- [DATA SECTION]:
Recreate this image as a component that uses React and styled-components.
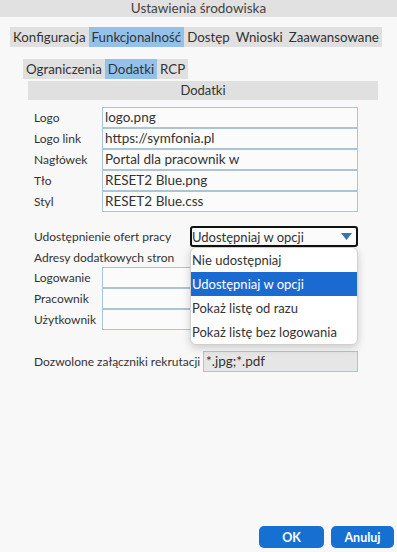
import styled, { createGlobalStyle } from 'styled-components'

const GlobalStyle = createGlobalStyle`
  html, body {
    margin: 0;
    padding: 0;
    background: #f8f8f8;
  }
  body {
    font-family: Lato, "Open Sans", sans-serif;
    font-size: 12px;
    color: #333333;
  }
`

const Window = styled.div`
  width: 397px;
  height: 552px;
  display: flex;
  flex-direction: column;
  background: #f8f8f8;
`

const TitleBar = styled.div`
  height: 17px;
  line-height: 16px;
  font-size: 13.5px;
  text-align: center;
  background: #e1e1e1;
  color: #444;
`

const Body = styled.div`
  flex: 1;
  display: flex;
  flex-direction: column;
`

const TabBar = styled.div`
  display: flex;
  align-self: flex-start;
  margin: ${({ $sub }) => ($sub ? '12px 0 0 23px' : '10px 0 0 10px')};
  background: #e0e0e0;
`

const Tab = styled.div`
  height: 20px;
  line-height: 20px;
  padding: 0 3px;
  font-size: 13.3px;
  background: ${({ $active }) => ($active ? '#93c1ea' : 'transparent')};
  white-space: nowrap;
`

const SectionHeader = styled.div`
  margin: 2px 19px 0 28px;
  height: 19px;
  line-height: 19px;
  font-size: 13px;
  text-align: center;
  background: #e0e0e0;
`

const Form = styled.div`
  display: flex;
  flex-direction: column;
  padding: 7px 39px 0 34px;
`

const FieldGroup = styled.div`
  display: flex;
  flex-direction: column;
  margin-top: ${({ $mt = 0 }) => $mt}px;
  & > * + * {
    margin-top: -1px;
  }
`

const FieldRow = styled.div`
  display: flex;
  align-items: center;
  height: 21px;
  margin-top: ${({ $mt = 0 }) => $mt}px;
`

const Label = styled.div`
  width: ${({ $w = 68 }) => $w}px;
  flex: none;
  white-space: nowrap;
`

const Input = styled.div`
  flex: 1;
  height: 21px;
  box-sizing: border-box;
  border: 1px solid #a9c5d6;
  background: ${({ $disabled }) => ($disabled ? '#e6e6e6' : '#fbfbfb')};
  padding: 0 2px;
  line-height: 19px;
  font-size: 13.5px;
  color: #333;
  white-space: nowrap;
  overflow: hidden;
`

const SelectWrap = styled.div`
  position: relative;
  flex: 1;
  align-self: stretch;
`

const Select = styled.div`
  height: 21px;
  box-sizing: border-box;
  border: 2px solid #111;
  border-radius: 3px;
  background: #fbfbfb;
  display: flex;
  align-items: center;
  justify-content: space-between;
  padding: 0 4px 0 0;
  font-size: 13px;
  color: #333;
  white-space: nowrap;
`

const Arrow = styled.svg`
  width: 11px;
  height: 7px;
  display: block;
`

const Menu = styled.div`
  position: absolute;
  left: 0;
  right: 0;
  top: 21px;
  background: #ffffff;
  border: 1px solid #d0d0d0;
  border-radius: 6px;
  box-shadow: 0 3px 8px rgba(0, 0, 0, 0.18);
  overflow: hidden;
  z-index: 5;
`

const MenuItem = styled.div`
  height: 24px;
  line-height: 24px;
  padding-left: 1px;
  font-size: 13px;
  background: ${({ $active }) => ($active ? '#1b6ad1' : 'transparent')};
  color: ${({ $active }) => ($active ? '#ffffff' : '#333')};
  white-space: nowrap;
`

const Footer = styled.div`
  display: flex;
  justify-content: flex-end;
  gap: 7px;
  padding: 0 3px 4px 0;
`

const Button = styled.button`
  width: ${({ $w }) => $w}px;
  height: 22px;
  border: none;
  border-radius: 5px;
  background: #1670d1;
  color: #ffffff;
  font-family: Lato, "Open Sans", sans-serif;
  font-size: 12.5px;
  font-weight: 700;
  padding: 0;
`

const fields = [
  ['Logo', 'logo.png'],
  ['Logo link', 'https://symfonia.pl'],
  ['Nagłówek', 'Portal dla pracownik w'],
  ['Tło', 'RESET2 Blue.png'],
  ['Styl', 'RESET2 Blue.css'],
]

const options = [
  'Nie udostępniaj',
  'Udostępniaj w opcji',
  'Pokaż listę od razu',
  'Pokaż listę bez logowania',
]

export default function App() {
  return (
    <>
      <GlobalStyle />
      <Window>
        <TitleBar>Ustawienia środowiska</TitleBar>
        <Body>
          <TabBar>
            <Tab>Konfiguracja</Tab>
            <Tab $active>Funkcjonalność</Tab>
            <Tab>Dostęp</Tab>
            <Tab>Wnioski</Tab>
            <Tab>Zaawansowane</Tab>
          </TabBar>
          <TabBar $sub>
            <Tab>Ograniczenia</Tab>
            <Tab $active>Dodatki</Tab>
            <Tab>RCP</Tab>
          </TabBar>
          <SectionHeader>Dodatki</SectionHeader>
          <Form>
            <FieldGroup>
              {fields.map(([label, value]) => (
                <FieldRow key={label}>
                  <Label>{label}</Label>
                  <Input>{value}</Input>
                </FieldRow>
              ))}
            </FieldGroup>
            <FieldRow $mt={14}>
              <Label $w={156}>Udostępnienie ofert pracy</Label>
              <SelectWrap>
                <Select>
                  <span>Udostępniaj w opcji</span>
                  <Arrow viewBox="0 0 11 7">
                    <path d="M0 0 H11 L5.5 7 Z" fill="#3b70b6" />
                  </Arrow>
                </Select>
                <Menu>
                  {options.map((o, i) => (
                    <MenuItem key={o} $active={i === 1}>{o}</MenuItem>
                  ))}
                </Menu>
              </SelectWrap>
            </FieldRow>
            <FieldRow>
              <Label $w={160}>Adresy dodatkowych stron</Label>
            </FieldRow>
            <FieldGroup $mt={-1}>
              {['Logowanie', 'Pracownik', 'Użytkownik'].map((l) => (
                <FieldRow key={l}>
                  <Label>{l}</Label>
                  <Input />
                </FieldRow>
              ))}
            </FieldGroup>
            <FieldRow $mt={21}>
              <Label $w={169}>Dozwolone załączniki rekrutacji</Label>
              <Input $disabled>*.jpg;*.pdf</Input>
            </FieldRow>
          </Form>
        </Body>
        <Footer>
          <Button $w={65}>OK</Button>
          <Button $w={63}>Anuluj</Button>
        </Footer>
      </Window>
    </>
  )
}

- [STATED GOAL]: The data should be printed again unchanged; leave its pictures out.

- [WRITTEN ANSWER]:
Recreate this image as a component that uses React and styled-components.
import styled, { createGlobalStyle } from 'styled-components'

const GlobalStyle = createGlobalStyle`
  html, body {
    margin: 0;
    padding: 0;
    background: #f8f8f8;
  }
  body {
    font-family: Lato, "Open Sans", sans-serif;
    font-size: 12px;
    color: #333333;
  }
`

const Window = styled.div`
  width: 397px;
  height: 552px;
  display: flex;
  flex-direction: column;
  background: #f8f8f8;
`

const TitleBar = styled.div`
  height: 17px;
  line-height: 16px;
  font-size: 13.5px;
  text-align: center;
  background: #e1e1e1;
  color: #444;
`

const Body = styled.div`
  flex: 1;
  display: flex;
  flex-direction: column;
`

const TabBar = styled.div`
  display: flex;
  align-self: flex-start;
  margin: ${({ $sub }) => ($sub ? '12px 0 0 23px' : '10px 0 0 10px')};
  background: #e0e0e0;
`

const Tab = styled.div`
  height: 20px;
  line-height: 20px;
  padding: 0 3px;
  font-size: 13.3px;
  background: ${({ $active }) => ($active ? '#93c1ea' : 'transparent')};
  white-space: nowrap;
`

const SectionHeader = styled.div`
  margin: 2px 19px 0 28px;
  height: 19px;
  line-height: 19px;
  font-size: 13px;
  text-align: center;
  background: #e0e0e0;
`

const Form = styled.div`
  display: flex;
  flex-direction: column;
  padding: 7px 39px 0 34px;
`

const FieldGroup = styled.div`
  display: flex;
  flex-direction: column;
  margin-top: ${({ $mt = 0 }) => $mt}px;
  & > * + * {
    margin-top: -1px;
  }
`

const FieldRow = styled.div`
  display: flex;
  align-items: center;
  height: 21px;
  margin-top: ${({ $mt = 0 }) => $mt}px;
`

const Label = styled.div`
  width: ${({ $w = 68 }) => $w}px;
  flex: none;
  white-space: nowrap;
`

const Input = styled.div`
  flex: 1;
  height: 21px;
  box-sizing: border-box;
  border: 1px solid #a9c5d6;
  background: ${({ $disabled }) => ($disabled ? '#e6e6e6' : '#fbfbfb')};
  padding: 0 2px;
  line-height: 19px;
  font-size: 13.5px;
  color: #333;
  white-space: nowrap;
  overflow: hidden;
`

const SelectWrap = styled.div`
  position: relative;
  flex: 1;
  align-self: stretch;
`

const Select = styled.div`
  height: 21px;
  box-sizing: border-box;
  border: 2px solid #111;
  border-radius: 3px;
  background: #fbfbfb;
  display: flex;
  align-items: center;
  justify-content: space-between;
  padding: 0 4px 0 0;
  font-size: 13px;
  color: #333;
  white-space: nowrap;
`

const Arrow = styled.svg`
  width: 11px;
  height: 7px;
  display: block;
`

const Menu = styled.div`
  position: absolute;
  left: 0;
  right: 0;
  top: 21px;
  background: #ffffff;
  border: 1px solid #d0d0d0;
  border-radius: 6px;
  box-shadow: 0 3px 8px rgba(0, 0, 0, 0.18);
  overflow: hidden;
  z-index: 5;
`

const MenuItem = styled.div`
  height: 24px;
  line-height: 24px;
  padding-left: 1px;
  font-size: 13px;
  background: ${({ $active }) => ($active ? '#1b6ad1' : 'transparent')};
  color: ${({ $active }) => ($active ? '#ffffff' : '#333')};
  white-space: nowrap;
`

const Footer = styled.div`
  display: flex;
  justify-content: flex-end;
  gap: 7px;
  padding: 0 3px 4px 0;
`

const Button = styled.button`
  width: ${({ $w }) => $w}px;
  height: 22px;
  border: none;
  border-radius: 5px;
  background: #1670d1;
  color: #ffffff;
  font-family: Lato, "Open Sans", sans-serif;
  font-size: 12.5px;
  font-weight: 700;
  padding: 0;
`

const fields = [
  ['Logo', 'logo.png'],
  ['Logo link', 'https://symfonia.pl'],
  ['Nagłówek', 'Portal dla pracownik w'],
  ['Tło', 'RESET2 Blue.png'],
  ['Styl', 'RESET2 Blue.css'],
]

const options = [
  'Nie udostępniaj',
  'Udostępniaj w opcji',
  'Pokaż listę od razu',
  'Pokaż listę bez logowania',
]

export default function App() {
  return (
    <>
      <GlobalStyle />
      <Window>
        <TitleBar>Ustawienia środowiska</TitleBar>
        <Body>
          <TabBar>
            <Tab>Konfiguracja</Tab>
            <Tab $active>Funkcjonalność</Tab>
            <Tab>Dostęp</Tab>
            <Tab>Wnioski</Tab>
            <Tab>Zaawansowane</Tab>
          </TabBar>
          <TabBar $sub>
            <Tab>Ograniczenia</Tab>
            <Tab $active>Dodatki</Tab>
            <Tab>RCP</Tab>
          </TabBar>
          <SectionHeader>Dodatki</SectionHeader>
          <Form>
            <FieldGroup>
              {fields.map(([label, value]) => (
                <FieldRow key={label}>
                  <Label>{label}</Label>
                  <Input>{value}</Input>
                </FieldRow>
              ))}
            </FieldGroup>
            <FieldRow $mt={14}>
              <Label $w={156}>Udostępnienie ofert pracy</Label>
              <SelectWrap>
                <Select>
                  <span>Udostępniaj w opcji</span>
                  <Arrow viewBox="0 0 11 7">
                    <path d="M0 0 H11 L5.5 7 Z" fill="#3b70b6" />
                  </Arrow>
                </Select>
                <Menu>
                  {options.map((o, i) => (
                    <MenuItem key={o} $active={i === 1}>{o}</MenuItem>
                  ))}
                </Menu>
              </SelectWrap>
            </FieldRow>
            <FieldRow>
              <Label $w={160}>Adresy dodatkowych stron</Label>
            </FieldRow>
            <FieldGroup $mt={-1}>
              {['Logowanie', 'Pracownik', 'Użytkownik'].map((l) => (
                <FieldRow key={l}>
                  <Label>{l}</Label>
                  <Input />
                </FieldRow>
              ))}
            </FieldGroup>
            <FieldRow $mt={21}>
              <Label $w={169}>Dozwolone załączniki rekrutacji</Label>
              <Input $disabled>*.jpg;*.pdf</Input>
            </FieldRow>
          </Form>
        </Body>
        <Footer>
          <Button $w={65}>OK</Button>
          <Button $w={63}>Anuluj</Button>
        </Footer>
      </Window>
    </>
  )
}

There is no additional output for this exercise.